# West bay flyfishing guide?



## flatscat1 (Jun 2, 2005)

I've been asked to refer a fly fishing guide for Galveston West or Christmas bay. I'm told the client is an avid Colorado fly fisherman that is renting a house around Thanksgiving time and wants to hit the salt one day. I'd take the guy out myself, but I'm going to be out of town. 

I know most of the big players from POC to Padre, but since my old friend Chris Phillips isn't well, I no longer have any fly fishing guides to send people to for Galveston bay area. The client would like to fish somewhere in the G-bay complexes and maybe as far south as Matagorda if need be.

Any suggestion on who he should call?

Thanks
Flatscat


----------



## Backcast (Jul 22, 2005)

On this board is: Let's Go (Scott Null) if he is in town could check with him.

There is a guide name Rick Kersey ( not sure of spelling) I do not have contact handy.
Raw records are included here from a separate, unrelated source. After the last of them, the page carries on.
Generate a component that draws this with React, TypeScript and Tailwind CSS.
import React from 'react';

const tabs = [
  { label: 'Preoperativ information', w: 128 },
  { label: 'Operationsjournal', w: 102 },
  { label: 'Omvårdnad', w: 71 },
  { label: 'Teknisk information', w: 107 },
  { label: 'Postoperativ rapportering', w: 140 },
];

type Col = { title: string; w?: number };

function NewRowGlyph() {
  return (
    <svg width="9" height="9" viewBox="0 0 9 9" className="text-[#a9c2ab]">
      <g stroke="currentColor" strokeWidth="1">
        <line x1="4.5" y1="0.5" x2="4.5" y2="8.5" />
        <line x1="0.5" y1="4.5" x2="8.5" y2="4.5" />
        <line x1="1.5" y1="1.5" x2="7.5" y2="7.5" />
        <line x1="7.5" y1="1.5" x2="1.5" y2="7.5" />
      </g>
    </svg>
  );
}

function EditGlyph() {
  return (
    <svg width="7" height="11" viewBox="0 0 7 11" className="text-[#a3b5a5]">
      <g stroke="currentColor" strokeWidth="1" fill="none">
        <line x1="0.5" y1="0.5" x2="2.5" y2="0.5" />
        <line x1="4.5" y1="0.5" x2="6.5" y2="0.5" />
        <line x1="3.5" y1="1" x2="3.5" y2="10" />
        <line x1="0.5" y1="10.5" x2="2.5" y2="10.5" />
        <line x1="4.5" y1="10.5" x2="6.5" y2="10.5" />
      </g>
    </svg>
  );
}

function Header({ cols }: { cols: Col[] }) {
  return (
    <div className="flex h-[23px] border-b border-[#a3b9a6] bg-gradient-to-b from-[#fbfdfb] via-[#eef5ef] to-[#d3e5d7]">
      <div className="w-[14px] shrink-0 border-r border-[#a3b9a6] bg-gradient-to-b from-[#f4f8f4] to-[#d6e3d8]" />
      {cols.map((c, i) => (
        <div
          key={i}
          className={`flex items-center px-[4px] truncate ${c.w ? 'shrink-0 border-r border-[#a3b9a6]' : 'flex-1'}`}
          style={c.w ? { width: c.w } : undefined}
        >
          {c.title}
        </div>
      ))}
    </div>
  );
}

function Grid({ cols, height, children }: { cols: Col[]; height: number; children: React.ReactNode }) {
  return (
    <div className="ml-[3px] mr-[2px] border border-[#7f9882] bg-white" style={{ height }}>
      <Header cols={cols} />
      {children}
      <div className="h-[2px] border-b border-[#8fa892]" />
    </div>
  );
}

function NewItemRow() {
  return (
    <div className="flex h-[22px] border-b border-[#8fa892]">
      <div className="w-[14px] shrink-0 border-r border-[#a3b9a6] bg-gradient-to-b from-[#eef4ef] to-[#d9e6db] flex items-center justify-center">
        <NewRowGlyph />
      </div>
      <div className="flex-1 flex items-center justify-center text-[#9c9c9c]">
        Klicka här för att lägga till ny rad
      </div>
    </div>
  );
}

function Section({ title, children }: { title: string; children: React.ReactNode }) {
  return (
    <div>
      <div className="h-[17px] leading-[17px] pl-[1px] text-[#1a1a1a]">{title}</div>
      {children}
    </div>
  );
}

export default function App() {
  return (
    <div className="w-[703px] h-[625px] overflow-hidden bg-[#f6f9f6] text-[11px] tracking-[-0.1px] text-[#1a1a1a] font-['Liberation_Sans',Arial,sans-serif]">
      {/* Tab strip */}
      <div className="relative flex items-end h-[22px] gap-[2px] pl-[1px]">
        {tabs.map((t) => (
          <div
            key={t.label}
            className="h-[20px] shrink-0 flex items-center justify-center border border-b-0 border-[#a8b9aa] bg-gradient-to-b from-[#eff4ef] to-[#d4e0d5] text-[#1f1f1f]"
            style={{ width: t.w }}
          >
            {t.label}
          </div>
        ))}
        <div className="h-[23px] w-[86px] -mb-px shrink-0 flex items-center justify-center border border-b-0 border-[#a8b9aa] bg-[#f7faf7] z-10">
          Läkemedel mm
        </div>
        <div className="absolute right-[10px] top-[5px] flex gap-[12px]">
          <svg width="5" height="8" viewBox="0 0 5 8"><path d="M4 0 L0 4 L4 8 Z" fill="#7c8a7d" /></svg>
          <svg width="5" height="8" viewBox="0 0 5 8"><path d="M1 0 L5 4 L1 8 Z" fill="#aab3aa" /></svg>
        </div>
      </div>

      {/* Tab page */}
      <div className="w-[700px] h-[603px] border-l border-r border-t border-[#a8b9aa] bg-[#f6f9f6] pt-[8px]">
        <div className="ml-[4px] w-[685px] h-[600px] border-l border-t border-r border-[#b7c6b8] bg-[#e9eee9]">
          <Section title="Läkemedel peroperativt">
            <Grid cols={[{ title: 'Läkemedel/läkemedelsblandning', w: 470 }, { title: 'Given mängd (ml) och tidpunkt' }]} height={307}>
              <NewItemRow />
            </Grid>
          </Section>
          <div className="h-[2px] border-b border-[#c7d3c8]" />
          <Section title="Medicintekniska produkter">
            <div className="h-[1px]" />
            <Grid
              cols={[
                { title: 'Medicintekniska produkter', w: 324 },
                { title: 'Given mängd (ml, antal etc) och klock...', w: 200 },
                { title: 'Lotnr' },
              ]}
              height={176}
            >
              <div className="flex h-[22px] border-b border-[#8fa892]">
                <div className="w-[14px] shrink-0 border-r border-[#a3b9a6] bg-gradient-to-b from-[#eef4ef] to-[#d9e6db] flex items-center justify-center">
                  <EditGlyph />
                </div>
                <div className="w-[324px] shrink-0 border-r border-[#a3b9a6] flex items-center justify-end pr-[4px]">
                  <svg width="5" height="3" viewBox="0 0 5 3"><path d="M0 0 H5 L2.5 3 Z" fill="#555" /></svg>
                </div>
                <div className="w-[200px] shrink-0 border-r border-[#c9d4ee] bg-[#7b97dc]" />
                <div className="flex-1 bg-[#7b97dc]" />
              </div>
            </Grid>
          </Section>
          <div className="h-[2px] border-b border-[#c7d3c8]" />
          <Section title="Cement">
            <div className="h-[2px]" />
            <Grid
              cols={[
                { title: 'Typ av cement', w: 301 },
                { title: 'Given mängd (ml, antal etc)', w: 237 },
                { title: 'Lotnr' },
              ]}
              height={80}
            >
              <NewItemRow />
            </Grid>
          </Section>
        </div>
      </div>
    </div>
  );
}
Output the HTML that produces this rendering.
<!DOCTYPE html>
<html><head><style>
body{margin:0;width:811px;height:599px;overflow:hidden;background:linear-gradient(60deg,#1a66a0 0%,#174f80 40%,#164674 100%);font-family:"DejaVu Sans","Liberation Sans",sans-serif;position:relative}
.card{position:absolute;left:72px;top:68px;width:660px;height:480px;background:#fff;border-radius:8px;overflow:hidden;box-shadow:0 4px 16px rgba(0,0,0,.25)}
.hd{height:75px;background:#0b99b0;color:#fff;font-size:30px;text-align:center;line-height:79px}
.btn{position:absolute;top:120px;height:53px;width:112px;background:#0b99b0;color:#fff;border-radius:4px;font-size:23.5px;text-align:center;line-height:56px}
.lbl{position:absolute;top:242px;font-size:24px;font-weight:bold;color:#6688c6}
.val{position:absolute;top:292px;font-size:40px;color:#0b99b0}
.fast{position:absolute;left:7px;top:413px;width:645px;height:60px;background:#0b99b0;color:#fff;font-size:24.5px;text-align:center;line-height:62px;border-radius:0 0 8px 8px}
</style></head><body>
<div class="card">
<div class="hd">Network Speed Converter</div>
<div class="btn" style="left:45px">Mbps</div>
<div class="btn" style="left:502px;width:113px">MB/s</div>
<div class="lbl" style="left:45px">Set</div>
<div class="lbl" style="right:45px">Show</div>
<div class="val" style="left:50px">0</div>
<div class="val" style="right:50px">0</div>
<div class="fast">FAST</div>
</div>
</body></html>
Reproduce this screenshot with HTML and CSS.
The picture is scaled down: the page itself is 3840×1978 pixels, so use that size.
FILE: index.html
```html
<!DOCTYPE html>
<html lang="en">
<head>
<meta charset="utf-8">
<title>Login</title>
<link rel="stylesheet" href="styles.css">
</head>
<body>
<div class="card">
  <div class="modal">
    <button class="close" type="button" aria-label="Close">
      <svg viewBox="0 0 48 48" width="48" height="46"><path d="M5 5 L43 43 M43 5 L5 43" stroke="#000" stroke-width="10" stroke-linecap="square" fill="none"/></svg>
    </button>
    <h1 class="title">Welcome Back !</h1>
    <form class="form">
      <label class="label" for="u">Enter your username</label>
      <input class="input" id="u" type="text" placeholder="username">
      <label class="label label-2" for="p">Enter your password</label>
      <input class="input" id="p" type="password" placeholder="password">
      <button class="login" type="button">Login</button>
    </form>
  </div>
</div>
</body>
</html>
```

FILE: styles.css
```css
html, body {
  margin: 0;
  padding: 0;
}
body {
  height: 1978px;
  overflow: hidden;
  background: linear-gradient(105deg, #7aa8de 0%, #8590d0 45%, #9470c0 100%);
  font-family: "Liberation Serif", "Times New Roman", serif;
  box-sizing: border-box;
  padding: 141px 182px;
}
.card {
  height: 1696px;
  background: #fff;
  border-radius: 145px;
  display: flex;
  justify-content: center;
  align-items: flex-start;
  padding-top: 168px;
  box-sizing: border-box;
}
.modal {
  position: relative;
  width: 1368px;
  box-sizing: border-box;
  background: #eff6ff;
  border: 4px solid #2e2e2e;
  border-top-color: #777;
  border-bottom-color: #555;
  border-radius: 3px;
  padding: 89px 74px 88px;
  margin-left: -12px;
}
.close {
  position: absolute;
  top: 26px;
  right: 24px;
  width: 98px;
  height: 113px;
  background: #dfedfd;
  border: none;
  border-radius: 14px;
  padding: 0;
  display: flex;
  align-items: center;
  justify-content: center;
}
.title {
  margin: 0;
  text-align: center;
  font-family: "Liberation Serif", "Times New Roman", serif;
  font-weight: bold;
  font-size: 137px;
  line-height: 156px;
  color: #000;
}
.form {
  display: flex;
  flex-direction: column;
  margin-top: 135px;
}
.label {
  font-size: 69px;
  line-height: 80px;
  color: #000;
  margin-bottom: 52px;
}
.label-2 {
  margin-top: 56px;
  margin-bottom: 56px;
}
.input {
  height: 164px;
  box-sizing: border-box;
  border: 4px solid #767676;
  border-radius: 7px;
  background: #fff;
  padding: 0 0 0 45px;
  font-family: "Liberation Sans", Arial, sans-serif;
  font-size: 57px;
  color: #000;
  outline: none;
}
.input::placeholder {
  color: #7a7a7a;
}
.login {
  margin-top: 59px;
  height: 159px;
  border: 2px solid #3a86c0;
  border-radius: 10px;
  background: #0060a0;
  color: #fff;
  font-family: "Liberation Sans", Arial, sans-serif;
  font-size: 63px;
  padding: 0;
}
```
Could google for them.

Joe


----------



## Captain Stansel (Jul 8, 2008)

P.E.,

Call Tom Horbey. He used to guide/fish West Bay all the time before he moved to POC. In fact Ted Baker fishes West Bay, but I don't think he's available to guide, but he may know someone. In fact when Tom and I got rained out one day and POC I sat in house drinking coffee and got his hot spots map out and showed me places I never would of thought to fish. You came and picked michael and I up one evening when the tide ran out of one of those holes.


----------



## WestEndAngler (Jan 30, 2007)

Not sure of many fly fishing captains in west bay, I've run into many guys over the years fly fishing but not to many guides.


----------



## kenny (May 21, 2004)

Capt. Steve Soule


----------



## shallowist (May 28, 2009)

I'm back...... You could also try Gerry Gimbler. Good guy. Great personality. Met him about 10 years ago in East Matty and fished all day together. He has a great little poling skiff and stays focused on the long rod, where I juggle the conventional tackle as well. Call me if you need his contact, I will dig it up from one of those old books I have around here somewhere. 281-352-6289 Steve


----------



## BayouBonsaiMan (Apr 14, 2009)

If he wants find fish , I'd go with Capt. Randall Groves he is highly skilled at fishing that area. I hired him one day and have not caught that many fish since in three years and I go almost every week. Groves Guide Service


----------



## BayouBonsaiMan (Apr 14, 2009)

Sorry, I replied not knowing this was a old thread in flyfishing formun.


----------